В итальянском литографском камне
я врезал шрифтом наоборотным
«Аз» и «Твердь», как принято веками,
верность контролируя в зерцало.
«Тьма-тьма-тьма» – врезал я по овалу,
«тьма-тьма-тьма» – пока не проступало
«мать-мать-мать». Жизнь обретала речь.
После оттиска оригинала
(чтобы уникальность уберечь)
два Сизифа, следуя тарифу,
разбивали литографский камень.
Амен.
Думал ли я тогда, измотанный работой и счастьем создания, что через год, когда мой философский круг «тьмать» будет опубликован в альманахе «Метрополь», наши полуграмотные инквизиторы из Союза писателей, гогоча, будут допытываться до тайной политической крамолы в этих слово-превращениях? Один мыслитель додумался, будто смысл в том, что «“Родина-мать” есть… тьма», другой – что поэт посылает нас всех к е… матери!
Этим заклятием «тьматьматьмать» – рождением жизни – начался спектакль в Театре на Таганке «Берегите ваши лица», который был запрещен после трех представлений. Увы, тьма тогда победила. Но вернемся в мастерскую 1977 года.
Что же отпечаталось в хозяйке?
Тень укора, бегство из Испании, тайная улыбка испытаний
водяная, как узор Гознака?..
Что же отпечаталось во мне?
Честолюбье стать вторым Гонзаго?
Что же отпечаталось извне?
Однажды, когда я трудился у станка, некто с острыми ироническими скулами встал у притолоки и, потягивая виски из цилиндрического сосуда, долго стоял, прислонившись к плечу Джин Стайн, стройной летописицы авангарда. Они следили, как русский вкалывает. Я нервничал. Потом вдруг я понял, что это и есть великий RR.

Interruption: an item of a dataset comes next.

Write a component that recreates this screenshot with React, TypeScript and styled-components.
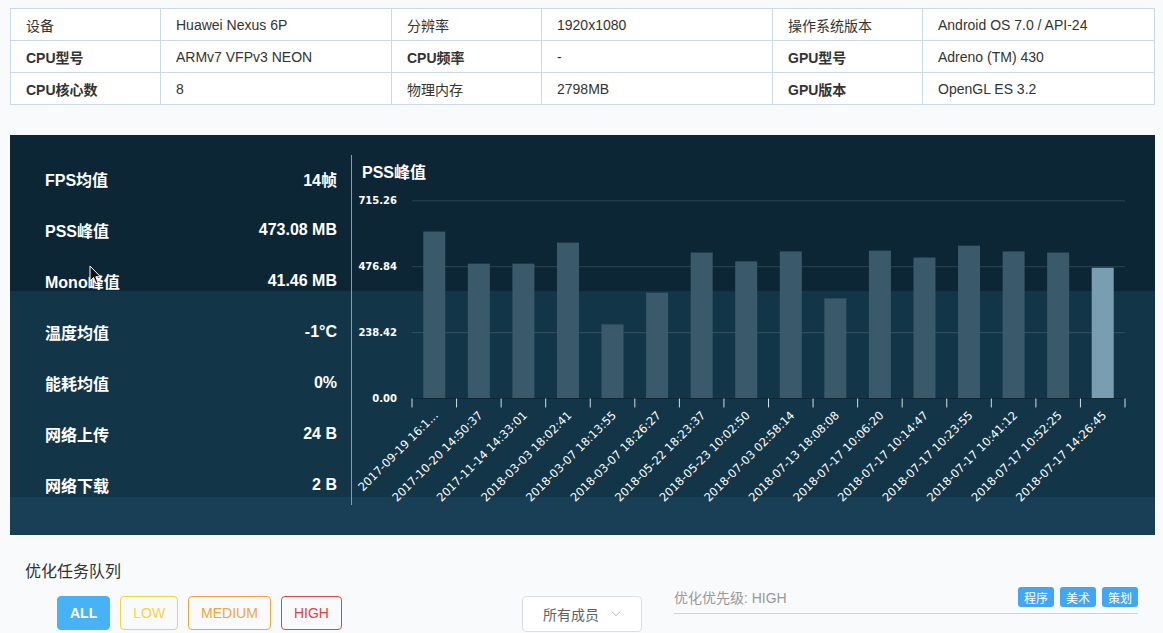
import * as React from 'react';
import styled, { createGlobalStyle } from 'styled-components';
import { ChevronDown } from 'lucide-react';

const Global = createGlobalStyle`
  html, body {
    margin: 0;
    padding: 0;
    overflow: hidden;
    background: #f8fafc;
  }
  body {
    font-family: "Liberation Sans", "Noto Sans CJK SC", sans-serif;
    color: #333;
  }
  * {
    box-sizing: border-box;
  }
`;

const Page = styled.div`
  padding: 8px 8px 0 10px;
`;

const InfoTable = styled.table`
  width: 100%;
  border-collapse: collapse;
  background: #fff;
  font-size: 14px;
  & td {
    border: 1px solid #c9d8ea;
    height: 32px;
    padding: 0 15px;
    color: #333;
    white-space: nowrap;
  }
`;

const Label = styled.td<{ $strong?: boolean }>`
  font-weight: ${(p) => (p.$strong ? 600 : 400)};
`;

const Panel = styled.section`
  margin-top: 30px;
  height: 400px;
  display: flex;
  position: relative;
  background: linear-gradient(
    to bottom,
    #0c2635 0,
    #0c2635 156px,
    #133548 156px,
    #133548 362px,
    #183f55 362px,
    #183f55 100%
  );
`;

const Stats = styled.div`
  width: 341px;
  padding: 18px 14px 0 35px;
`;

const StatRow = styled.div`
  height: 51px;
  display: flex;
  align-items: center;
  justify-content: space-between;
  color: #fff;
  font-size: 16px;
  font-weight: 700;
`;

const ChartBox = styled.div`
  flex: 1;
  margin-top: 20px;
  height: 350px;
  border-left: 1px solid #8d9ba5;
  display: flex;
  flex-direction: column;
`;

const ChartTitle = styled.h3`
  margin: 0;
  padding: 8px 0 0 10px;
  line-height: 20px;
  font-size: 16px;
  font-weight: 700;
  color: #fff;
`;

const Cursor = styled.svg`
  position: absolute;
  left: 79px;
  top: 130px;
`;

const Tasks = styled.section`
  margin-top: 26px;
  padding-left: 15px;
`;

const TasksTitle = styled.h4`
  margin: 0;
  font-size: 16px;
  line-height: 22px;
  font-weight: 400;
  color: #303133;
`;

const TaskBar = styled.div`
  margin-top: 4px;
  display: flex;
  align-items: flex-start;
`;

const Levels = styled.div`
  margin: 9px 0 0 32px;
  display: flex;
  gap: 10px;
`;

const LevelButton = styled.button<{ $color: string; $active?: boolean }>`
  height: 34px;
  padding: 0 12px;
  border: 1px solid ${(p) => p.$color};
  border-radius: 4px;
  background: ${(p) => (p.$active ? p.$color : 'transparent')};
  color: ${(p) => (p.$active ? '#fff' : p.$color)};
  font-family: inherit;
  font-size: 14px;
  font-weight: ${(p) => (p.$active ? 700 : 400)};
`;

const MemberSelect = styled.div`
  margin: 9px 0 0 180px;
  width: 120px;
  height: 36px;
  padding-left: 20px;
  display: flex;
  align-items: center;
  gap: 10px;
  border: 1px solid #dcdfe6;
  border-radius: 4px;
  background: #fff;
  color: #606266;
  font-size: 14px;
`;

const Priority = styled.div`
  margin-left: 32px;
  width: 464px;
  height: 27px;
  padding-bottom: 6px;
  display: flex;
  align-items: center;
  justify-content: space-between;
  border-bottom: 1px solid #cfd2d6;
  color: #999;
  font-size: 14px;
`;

const Tags = styled.div`
  display: flex;
  gap: 6px;
`;

const Tag = styled.span`
  width: 36px;
  height: 20px;
  display: flex;
  align-items: center;
  justify-content: center;
  border-radius: 3px;
  background: #41a7f5;
  color: #fff;
  font-size: 12px;
`;

const device = [
  [['设备', 'Huawei Nexus 6P'], ['分辨率', '1920x1080'], ['操作系统版本', 'Android OS 7.0 / API-24']],
  [['CPU型号', 'ARMv7 VFPv3 NEON'], ['CPU频率', '-'], ['GPU型号', 'Adreno (TM) 430']],
  [['CPU核心数', '8'], ['物理内存', '2798MB'], ['GPU版本', 'OpenGL ES 3.2']],
];

const stats = [
  ['FPS均值', '14帧'],
  ['PSS峰值', '473.08 MB'],
  ['Mono峰值', '41.46 MB'],
  ['温度均值', '-1°C'],
  ['能耗均值', '0%'],
  ['网络上传', '24 B'],
  ['网络下载', '2 B'],
];

const samples = [
  ['2017-09-19 16:1...', 604],
  ['2017-10-20 14:50:37', 488],
  ['2017-11-14 14:33:01', 488],
  ['2018-03-03 18:02:41', 564],
  ['2018-03-07 18:13:55', 268],
  ['2018-03-07 18:26:27', 383],
  ['2018-05-22 18:23:37', 528],
  ['2018-05-23 10:02:50', 496],
  ['2018-07-03 02:58:14', 532],
  ['2018-07-13 18:08:08', 362],
  ['2018-07-17 10:06:20', 535],
  ['2018-07-17 10:14:47', 510],
  ['2018-07-17 10:23:55', 553],
  ['2018-07-17 10:41:12', 532],
  ['2018-07-17 10:52:25', 528],
  ['2018-07-17 14:26:45', 473.08],
] as const;

const MAX = 715.26;
const LEFT = 60;
const RIGHT = 773;
const BASE = 215.5;
const PLOT_H = 197.7;

function PssChart() {
  const step = (RIGHT - LEFT) / samples.length;
  const font = '"DejaVu Sans", "Noto Sans CJK SC", sans-serif';
  return (
    <svg width="100%" height="322" viewBox="0 0 803 322">
      {[0, 1, 2, 3].map((i) => {
        const y = BASE - (PLOT_H / 3) * i;
        return (
          <g key={i}>
            {i > 0 && (
              <line x1={LEFT} x2={RIGHT} y1={y} y2={y} stroke="rgba(255,255,255,0.14)" />
            )}
            <text
              x={45}
              y={y}
              textAnchor="end"
              dominantBaseline="middle"
              fill="#fff"
              fontSize="10"
              fontWeight="700"
              fontFamily={font}
            >
              {((MAX / 3) * i).toFixed(2)}
            </text>
          </g>
        );
      })}
      {samples.map(([label, value], i) => {
        const cx = LEFT + step * (i + 0.5);
        const h = (value / MAX) * PLOT_H;
        const last = i === samples.length - 1;
        const ax = cx + 2;
        const ay = BASE + 15;
        return (
          <g key={label}>
            <rect
              x={cx - 11}
              y={BASE - h}
              width={22}
              height={h}
              fill={last ? '#7a9eb1' : '#3a5a6b'}
            />
            <text
              x={ax}
              y={ay}
              textAnchor="end"
              dominantBaseline="middle"
              transform={`rotate(-45 ${ax} ${ay})`}
              fill="#fff"
              fontSize="11.5"
              fontFamily={font}
            >
              {label}
            </text>
          </g>
        );
      })}
      <line x1={LEFT} x2={RIGHT} y1={BASE} y2={BASE} stroke="#0d2635" />
      {samples.map((_, i) => (
        <line
          key={i}
          x1={LEFT + step * i}
          x2={LEFT + step * i}
          y1={BASE}
          y2={BASE + 9}
          stroke="#d8dde0"
        />
      ))}
      <line x1={RIGHT} x2={RIGHT} y1={BASE} y2={BASE + 9} stroke="#d8dde0" />
    </svg>
  );
}

export default function App() {
  return (
    <Page>
      <Global />
      <InfoTable>
        <colgroup>
          <col style={{ width: 150 }} />
          <col style={{ width: 231 }} />
          <col style={{ width: 150 }} />
          <col style={{ width: 231 }} />
          <col style={{ width: 150 }} />
          <col />
        </colgroup>
        <tbody>
          {device.map((row, r) => (
            <tr key={r}>
              {row.map(([k, v]) => (
                <React.Fragment key={k}>
                  <Label $strong={/PU/.test(k)}>{k}</Label>
                  <td>{v}</td>
                </React.Fragment>
              ))}
            </tr>
          ))}
        </tbody>
      </InfoTable>

      <Panel>
        <Stats>
          {stats.map(([k, v]) => (
            <StatRow key={k}>
              <span>{k}</span>
              <span>{v}</span>
            </StatRow>
          ))}
        </Stats>
        <ChartBox>
          <ChartTitle>PSS峰值</ChartTitle>
          <PssChart />
        </ChartBox>
        <Cursor width="13" height="21" viewBox="0 0 13 21">
          <path
            d="M1 1 L1 16 L4.5 12.5 L7 18.5 L9.2 17.6 L6.8 11.8 L11.5 11.8 Z"
            fill="#111"
            stroke="#fff"
            strokeWidth="1"
            strokeLinejoin="round"
          />
        </Cursor>
      </Panel>

      <Tasks>
        <TasksTitle>优化任务队列</TasksTitle>
        <TaskBar>
          <Levels>
            <LevelButton $color="#47b2f6" $active>ALL</LevelButton>
            <LevelButton $color="#f8d243">LOW</LevelButton>
            <LevelButton $color="#f2a442">MEDIUM</LevelButton>
            <LevelButton $color="#e4433b">HIGH</LevelButton>
          </Levels>
          <MemberSelect>
            所有成员
            <ChevronDown size={14} color="#a8abb2" strokeWidth={1.5} />
          </MemberSelect>
          <Priority>
            <span>优化优先级: HIGH</span>
            <Tags>
              <Tag>程序</Tag>
              <Tag>美术</Tag>
              <Tag>策划</Tag>
            </Tags>
          </Priority>
        </TaskBar>
      </Tasks>
    </Page>
  );
}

Ни одно– и ни многоэтажным
я туристом не был. Я работал.
Боб Раушенберг, отец поп-арта,
на плечах с живой лисой захаживал,
утопая в алом зоопарке.
Я работал. Солнце заходило.
Я мешал оранжевый в белила.
Автолитографии теплели.
В соавторстве с ним и родилось шесть работ. Они составили стенку на московской выставке. Вот, например, как RR решает четверостишие «Арбатская американочка»:
Разве мыслимо было подумать,
Что в Нью-Йорке, как некогда встарь,
Разметавшись, уснем на подушке,
Словно русско-английский словарь.
Он смонтировал диванную расцветку с питонными разводами змея-соблазнителя, может быть, опять предвидя змеиный год. И рядом – белый лебединый эмигрирующий полет. «Зачинайся, русский бред», – обронил классический поэт.